In this painting Béraud evokes the joie-de-vivre of a spring day, the geometrical lines of the boulevard softened by the fresh green of the trees and the elegant pastel clothes of the two ladies chatting on the pavement to the left. The broad, uncluttered foreground and the strong diagonals, which lead the eye towards the vanishing point at the Arc de Triomphe, give a sense of the speed of modern life. The smart carriages rush towards the spectator, the high-trotting chestnut in the foreground exuding an energy which is barely restrained by the skilful coachman, while a little dog races to outpace the horse. The passenger is a serene vision of Parisienne chic. By contrast with the bon ton, the workman waiting to cross this flood of traffic seems to belong to another, slower world.


In the background, under a moist sky of soft clouds, the Arc de Triomphe forms the architectural focus of the painting. It was begun in 1806 by Napoleon to celebrate his victory at Austerlitz. Completed in 1836, it became a memorial to all Frenchmen who fought in defence of their country and to this day remains a powerful symbol of nationhood and one of the best-loved monuments in Paris.


Although a Realist painter in his approach to detail and sense of narrative, Béraud had affinities with the Impressionist movement in his handling of space and composition, for example in the strong geometric underpinning of this boulevard scene, which finds parallels in the work of Giuseppe de Nittis and Gustave Caillebotte.

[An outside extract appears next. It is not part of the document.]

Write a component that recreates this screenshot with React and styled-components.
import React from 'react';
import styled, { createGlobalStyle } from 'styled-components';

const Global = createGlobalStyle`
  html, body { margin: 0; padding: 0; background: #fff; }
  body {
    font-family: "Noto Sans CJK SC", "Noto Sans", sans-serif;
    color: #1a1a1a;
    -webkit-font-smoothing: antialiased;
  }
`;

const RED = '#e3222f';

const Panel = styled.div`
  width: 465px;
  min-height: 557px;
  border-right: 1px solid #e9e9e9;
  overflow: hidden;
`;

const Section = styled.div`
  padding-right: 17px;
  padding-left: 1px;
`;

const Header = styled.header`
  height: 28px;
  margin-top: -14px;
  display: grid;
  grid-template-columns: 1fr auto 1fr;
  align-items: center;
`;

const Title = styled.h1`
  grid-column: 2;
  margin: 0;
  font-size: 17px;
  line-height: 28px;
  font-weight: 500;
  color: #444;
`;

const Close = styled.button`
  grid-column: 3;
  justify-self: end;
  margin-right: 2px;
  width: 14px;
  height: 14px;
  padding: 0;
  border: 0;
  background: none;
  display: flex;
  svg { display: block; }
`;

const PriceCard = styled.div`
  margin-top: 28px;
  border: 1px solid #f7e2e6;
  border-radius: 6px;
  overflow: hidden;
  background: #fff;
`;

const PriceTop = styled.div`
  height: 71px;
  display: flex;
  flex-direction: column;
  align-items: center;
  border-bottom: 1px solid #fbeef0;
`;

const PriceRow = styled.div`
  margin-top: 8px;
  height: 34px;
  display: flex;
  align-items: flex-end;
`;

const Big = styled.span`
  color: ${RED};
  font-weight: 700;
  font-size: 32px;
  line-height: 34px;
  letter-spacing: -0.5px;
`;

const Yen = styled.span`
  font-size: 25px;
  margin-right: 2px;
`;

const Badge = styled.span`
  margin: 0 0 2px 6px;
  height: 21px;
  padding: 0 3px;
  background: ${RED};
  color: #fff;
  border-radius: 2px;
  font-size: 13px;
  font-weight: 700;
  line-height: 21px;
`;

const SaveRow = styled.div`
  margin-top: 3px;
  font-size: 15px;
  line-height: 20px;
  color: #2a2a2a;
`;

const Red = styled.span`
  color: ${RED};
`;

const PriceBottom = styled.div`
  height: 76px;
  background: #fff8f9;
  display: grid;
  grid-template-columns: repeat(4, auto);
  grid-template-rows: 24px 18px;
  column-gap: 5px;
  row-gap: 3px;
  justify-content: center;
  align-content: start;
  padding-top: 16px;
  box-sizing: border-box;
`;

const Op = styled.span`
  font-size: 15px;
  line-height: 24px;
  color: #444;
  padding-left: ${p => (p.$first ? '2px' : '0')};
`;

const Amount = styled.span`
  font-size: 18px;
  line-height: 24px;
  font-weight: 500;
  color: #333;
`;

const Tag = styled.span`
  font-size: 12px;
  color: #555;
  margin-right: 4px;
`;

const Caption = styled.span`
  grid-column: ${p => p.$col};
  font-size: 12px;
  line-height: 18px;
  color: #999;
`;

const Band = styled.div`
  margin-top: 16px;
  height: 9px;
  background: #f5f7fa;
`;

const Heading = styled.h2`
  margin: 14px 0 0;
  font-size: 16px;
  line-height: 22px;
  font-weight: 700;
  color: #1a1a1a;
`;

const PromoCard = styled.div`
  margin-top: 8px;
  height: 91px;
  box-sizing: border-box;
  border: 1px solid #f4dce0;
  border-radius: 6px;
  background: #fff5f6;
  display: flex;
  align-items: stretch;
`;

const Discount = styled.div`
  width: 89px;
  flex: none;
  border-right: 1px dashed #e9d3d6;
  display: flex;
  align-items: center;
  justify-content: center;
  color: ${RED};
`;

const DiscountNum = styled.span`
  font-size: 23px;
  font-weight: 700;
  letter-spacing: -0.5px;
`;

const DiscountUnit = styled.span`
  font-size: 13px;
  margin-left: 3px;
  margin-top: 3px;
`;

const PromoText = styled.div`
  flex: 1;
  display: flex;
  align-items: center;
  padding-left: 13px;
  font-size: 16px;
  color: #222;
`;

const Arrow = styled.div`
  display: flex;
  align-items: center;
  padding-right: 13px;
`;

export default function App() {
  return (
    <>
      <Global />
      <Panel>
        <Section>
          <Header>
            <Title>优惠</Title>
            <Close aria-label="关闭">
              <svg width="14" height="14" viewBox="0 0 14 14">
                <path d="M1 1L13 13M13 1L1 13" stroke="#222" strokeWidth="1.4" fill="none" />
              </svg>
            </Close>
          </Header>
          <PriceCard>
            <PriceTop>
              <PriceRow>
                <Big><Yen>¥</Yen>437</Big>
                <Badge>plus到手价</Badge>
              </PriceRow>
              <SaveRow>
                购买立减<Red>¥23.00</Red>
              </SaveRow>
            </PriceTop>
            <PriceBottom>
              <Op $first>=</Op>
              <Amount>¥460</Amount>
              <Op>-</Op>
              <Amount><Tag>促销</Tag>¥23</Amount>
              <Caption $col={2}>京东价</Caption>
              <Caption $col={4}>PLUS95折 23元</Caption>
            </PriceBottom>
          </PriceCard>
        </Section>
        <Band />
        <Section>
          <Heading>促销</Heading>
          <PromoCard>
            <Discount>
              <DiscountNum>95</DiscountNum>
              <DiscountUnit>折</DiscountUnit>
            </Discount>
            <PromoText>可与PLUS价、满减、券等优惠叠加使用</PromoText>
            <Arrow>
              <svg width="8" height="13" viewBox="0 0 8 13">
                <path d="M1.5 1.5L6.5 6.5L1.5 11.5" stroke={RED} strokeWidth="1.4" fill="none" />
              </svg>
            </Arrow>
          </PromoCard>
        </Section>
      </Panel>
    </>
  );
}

The bold, decorative use of areas of comparatively empty space is influenced by Japanese prints.



Note on the provenance


This painting was part of the collection of Merryl Israel Aron (1913-2015), a champion amateur golfer, businesswoman and philanthropist. She won twelve city championships in her native New Orleans and seven State championships, playing golf across the country with Bob Hope and Bing Crosby in World War II to promote War Bonds. Married to coffee broker Sam Israel Jr. (d.1982) and later to his cousin Jack Aron (d.1994), Merryl restored a mansion in the Garden District, which she bequeathed to Tulane University. The Israels’ philanthropy is also commemorated in the Merryl and Sam Israel Jr. Environmental Sciences Building on the Tulane campus.

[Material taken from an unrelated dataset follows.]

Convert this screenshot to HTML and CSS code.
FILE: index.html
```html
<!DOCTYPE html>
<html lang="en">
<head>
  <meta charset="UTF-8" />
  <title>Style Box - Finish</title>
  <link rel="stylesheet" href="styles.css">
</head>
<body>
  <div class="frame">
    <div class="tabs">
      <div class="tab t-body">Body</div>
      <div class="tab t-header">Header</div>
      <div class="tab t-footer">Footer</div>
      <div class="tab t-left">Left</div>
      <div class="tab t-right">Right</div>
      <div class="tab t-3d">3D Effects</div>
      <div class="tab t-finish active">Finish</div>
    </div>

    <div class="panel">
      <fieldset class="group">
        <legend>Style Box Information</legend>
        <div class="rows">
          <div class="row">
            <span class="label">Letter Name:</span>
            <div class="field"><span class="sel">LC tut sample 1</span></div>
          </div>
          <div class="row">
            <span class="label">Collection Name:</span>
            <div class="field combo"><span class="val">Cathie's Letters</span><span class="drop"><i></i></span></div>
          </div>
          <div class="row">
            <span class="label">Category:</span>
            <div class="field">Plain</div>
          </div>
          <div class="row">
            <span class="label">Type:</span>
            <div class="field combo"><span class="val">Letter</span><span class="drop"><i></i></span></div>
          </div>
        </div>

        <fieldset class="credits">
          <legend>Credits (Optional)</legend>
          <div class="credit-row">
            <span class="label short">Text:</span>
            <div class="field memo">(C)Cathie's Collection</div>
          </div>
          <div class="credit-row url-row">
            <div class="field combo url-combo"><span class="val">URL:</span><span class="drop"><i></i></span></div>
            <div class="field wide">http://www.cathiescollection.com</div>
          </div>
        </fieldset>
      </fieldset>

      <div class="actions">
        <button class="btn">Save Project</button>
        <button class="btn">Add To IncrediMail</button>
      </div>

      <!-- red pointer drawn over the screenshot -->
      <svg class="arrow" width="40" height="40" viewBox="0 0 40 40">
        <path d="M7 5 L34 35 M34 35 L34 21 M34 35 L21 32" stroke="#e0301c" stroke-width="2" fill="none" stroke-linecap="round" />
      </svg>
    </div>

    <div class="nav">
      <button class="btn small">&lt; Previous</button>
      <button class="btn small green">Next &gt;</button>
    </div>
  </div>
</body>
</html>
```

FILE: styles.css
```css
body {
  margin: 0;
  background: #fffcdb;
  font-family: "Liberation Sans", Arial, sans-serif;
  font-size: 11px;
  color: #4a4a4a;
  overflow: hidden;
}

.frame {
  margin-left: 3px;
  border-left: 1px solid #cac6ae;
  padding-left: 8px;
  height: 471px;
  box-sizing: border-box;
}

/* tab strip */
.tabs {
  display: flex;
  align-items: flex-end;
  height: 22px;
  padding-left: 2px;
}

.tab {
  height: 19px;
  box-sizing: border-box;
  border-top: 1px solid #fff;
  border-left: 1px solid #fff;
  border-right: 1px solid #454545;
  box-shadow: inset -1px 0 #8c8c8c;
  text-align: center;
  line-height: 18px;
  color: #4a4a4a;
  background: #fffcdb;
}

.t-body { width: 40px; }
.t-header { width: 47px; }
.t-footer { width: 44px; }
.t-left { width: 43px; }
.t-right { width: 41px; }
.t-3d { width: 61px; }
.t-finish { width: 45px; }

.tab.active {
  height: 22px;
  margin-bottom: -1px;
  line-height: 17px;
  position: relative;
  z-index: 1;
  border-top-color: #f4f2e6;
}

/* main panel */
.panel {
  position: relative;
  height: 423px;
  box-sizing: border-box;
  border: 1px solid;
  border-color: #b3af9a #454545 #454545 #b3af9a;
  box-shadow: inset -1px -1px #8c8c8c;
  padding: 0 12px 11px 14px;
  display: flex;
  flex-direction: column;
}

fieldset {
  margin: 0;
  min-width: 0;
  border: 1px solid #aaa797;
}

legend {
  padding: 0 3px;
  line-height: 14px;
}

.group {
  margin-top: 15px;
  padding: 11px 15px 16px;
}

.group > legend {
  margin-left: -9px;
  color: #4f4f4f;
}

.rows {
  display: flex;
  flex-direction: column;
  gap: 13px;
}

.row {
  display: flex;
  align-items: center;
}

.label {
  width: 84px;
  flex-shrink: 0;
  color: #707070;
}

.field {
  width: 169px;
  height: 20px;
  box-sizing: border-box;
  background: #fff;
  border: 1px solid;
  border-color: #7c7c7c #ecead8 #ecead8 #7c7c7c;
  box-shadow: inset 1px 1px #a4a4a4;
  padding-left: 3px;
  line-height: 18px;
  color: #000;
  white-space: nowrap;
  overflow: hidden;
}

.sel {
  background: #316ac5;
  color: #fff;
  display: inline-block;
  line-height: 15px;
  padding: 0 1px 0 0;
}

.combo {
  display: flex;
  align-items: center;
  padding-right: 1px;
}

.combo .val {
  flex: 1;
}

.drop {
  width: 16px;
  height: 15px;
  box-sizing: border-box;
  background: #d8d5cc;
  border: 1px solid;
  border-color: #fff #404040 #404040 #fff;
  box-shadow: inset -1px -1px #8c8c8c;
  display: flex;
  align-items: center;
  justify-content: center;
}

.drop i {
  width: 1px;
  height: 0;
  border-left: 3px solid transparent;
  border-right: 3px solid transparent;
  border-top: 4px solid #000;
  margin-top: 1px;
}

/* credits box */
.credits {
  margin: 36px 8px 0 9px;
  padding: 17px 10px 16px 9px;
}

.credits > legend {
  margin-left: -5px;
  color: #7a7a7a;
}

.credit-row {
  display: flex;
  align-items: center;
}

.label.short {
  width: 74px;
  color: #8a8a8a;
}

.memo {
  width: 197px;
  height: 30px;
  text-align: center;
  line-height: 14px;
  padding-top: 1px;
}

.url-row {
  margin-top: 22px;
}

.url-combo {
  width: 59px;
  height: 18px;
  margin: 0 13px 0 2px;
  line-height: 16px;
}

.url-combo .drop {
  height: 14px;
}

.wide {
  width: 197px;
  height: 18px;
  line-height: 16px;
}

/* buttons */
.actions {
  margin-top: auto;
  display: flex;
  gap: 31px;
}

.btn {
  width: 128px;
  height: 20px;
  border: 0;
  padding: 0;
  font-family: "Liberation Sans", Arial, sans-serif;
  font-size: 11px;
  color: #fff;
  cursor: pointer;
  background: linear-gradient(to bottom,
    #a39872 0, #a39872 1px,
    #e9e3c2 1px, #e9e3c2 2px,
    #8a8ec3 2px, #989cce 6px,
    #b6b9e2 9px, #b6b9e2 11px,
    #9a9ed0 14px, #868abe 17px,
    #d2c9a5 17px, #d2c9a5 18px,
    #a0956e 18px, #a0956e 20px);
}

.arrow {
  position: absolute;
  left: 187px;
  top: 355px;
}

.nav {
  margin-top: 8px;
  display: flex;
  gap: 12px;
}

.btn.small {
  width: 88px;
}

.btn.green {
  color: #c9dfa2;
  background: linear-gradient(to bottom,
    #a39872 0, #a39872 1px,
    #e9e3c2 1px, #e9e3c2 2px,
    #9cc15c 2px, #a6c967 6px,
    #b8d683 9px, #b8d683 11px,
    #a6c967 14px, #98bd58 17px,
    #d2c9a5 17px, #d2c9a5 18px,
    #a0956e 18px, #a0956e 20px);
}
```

Merryl Israel Aron and Bob Hope.









St Petersburg 1849 – 1935 Paris


Jean Béraud was born in St Petersburg in 1849, the son of a French sculptor, Jean Béraud, who had probably moved to the city to work on the cathedral of St Isaac. His mother took the family to Paris after her husband’s death in 1853. Jean, like his future friend Marcel Proust, was educated at the Lycée Bonaparte (today the Lycée Condorcet). He briefly studied law at the University of Paris and in 1870-71 served in the Garde Nationale during the Siege of Paris. Abandoning law for art, in 1872-3 he studied in the studio of the portrait painter Léon Bonnat. Béraud exhibited two portraits at the Salon in 1873, showing there until 1889.


Béraud’s Salon exhibit of 1876, After the funeral (private collection), established his reputation as a chronicler of Parisian life in paintings which combine an Impressionistic freedom of brushwork with acute and witty observation of fashions, physiognomies, class and personalities in the ordered chaos of the teeming modern city. Once declaring ‘I find everything but Paris wearisome’, Béraud painted both high life and low life, from aristocratic salons and racing at Auteil to Insoumises in the lock-up, 1886 (private collection), which depicts prostitutes rounded up by the police in the cold light of dawn. A brilliant draughtsman and illustrator, Béraud sketched his Parisians from the windows of horse-drawn cabs.


Béraud’s work was greeted with great enthusiasm and he was welcomed into Parisian society, receiving commissions for portraits from famous figures such as the Prince d’Orléans and Prince Troubetskoy. Urbane and exquisitely dressed, he frequented the salons of the Countesses Potocka, de Noailles and d’Agoult, and in 1897 was Proust’s Second in a duel. Béraud, who never married, was also happy in theatrical company: his closest friend was the celebrated actor Coquelin the Elder.


Jean Béraud was a founding member and Vice President of the Sociéte Nationale des Beaux-arts, where he exhibited between 1910 and 1929. He was awarded a gold medal from the Society of French Artists in 1889 and a gold medal at the Universal Exhibition in 1889. In 1887 he was made a Chevalier of the Légion d’Honneur.


In 1891 Béraud caused a scandal by exhibiting at the Salon Mary Magdalene visiting the Pharisee (Musée d’Orsay, Paris), which transposed the Biblical story into a contemporary setting and shone a harsh light on modern morals. Several paintings of subsequent decades show the inhabitants of modern Paris taking part in the events of the Bible, such as the Mocking of Christ, or allude to the gap between rich and poor, such as The insurgence, 1896 (private collection). Béraud’s satires were coldly received, although he remained an important figure in the artistic life of Paris. Following his death in 1935, the Musée Carnavalet held a retrospective of his work.


The work of Jean Béraud is represented in museums in the Musée du Louvre, Paris; the Musée d’Orsay, Paris; the National Gallery, London; the Metropolitan Museum of Art, New York; the National Gallery of Art, Washington DC and the Pushkin Museum, Moscow.




[1] Paris of Today, translated from the Danish by Olga Finch, New York, 1891, p.73.